Carell is being divorced by Moore, Moore is having an affair with Bacon (sounds like a kinky, porn flick, huh?), Stone is unhappy with her boyfriend and seeks the comfort of bar hopper/ladies man Gosling, Carell’s babysitter has the hots for him, Carell’s son is in love with the babysitter, Carell meets Gosling and Gosling decides to turn boring Carell into a sharp dressed, ladies man (and the transformation is impressive), Carell still is in love with his wife…in the hands of lesser talents all this would have turned into an undercooked meal that would’ve given people diarrhea.  Instead, “Crazy Stupid Love” is a movie you should not miss.  I love this movie.  “If you love this movie so much, why don’t you marry it?” you ask.  I did the next, best thing: I bought it.
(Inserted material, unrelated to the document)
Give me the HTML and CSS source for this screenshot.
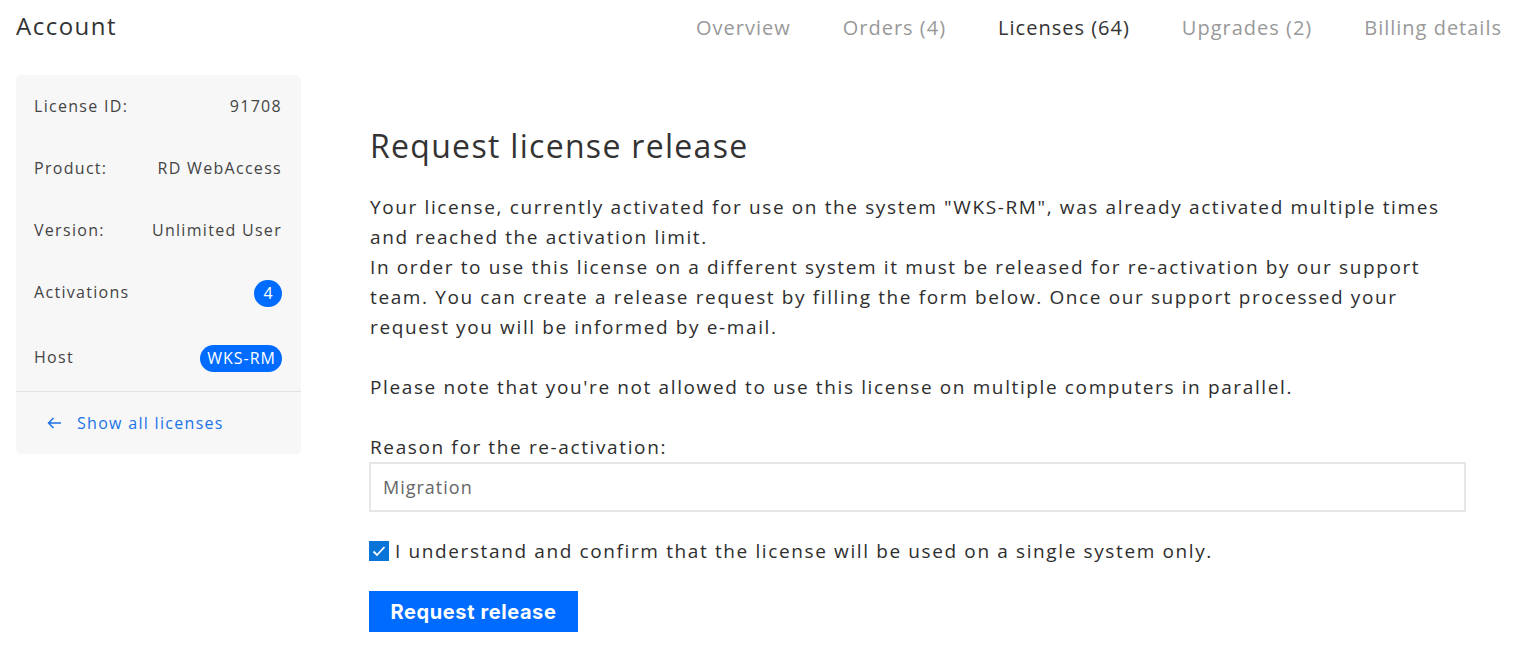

The biggest message this movie gives is that we have to work hard at our relationships.  Not just at the beginning, but always.   If you want to be with someone, and you think that person is worth it, you put the effort to make it work.  Don’t fall into the trap of being lazy and not paying attention to your significant other’s needs and wants.  I know.  It’s very hard to do all that when you’ve been married for decades.  But it’s still a good message.

My most memorable, movie moment is the scene where Carell, with the help of his kids, tries to get back with his wife; and 3 unexpected visitors show up.   The first visitor took me by surprise — which is a good thing because most movies are predictable.  That’s all I will say about the first visitor because I don’t want to spoil it for those who haven’t seen this movie.

So, don’t forget to fight for what is important to you.  Fight for love, for justice, for friendship.  Don’t fight over that parking space some jackass just swiped from you right in front of your face.  Unless you think it’s worth going to prison for.  Then you’ll have crazy, stupid love with a 300 pound monster named Bubba while your face is buried in a pillow.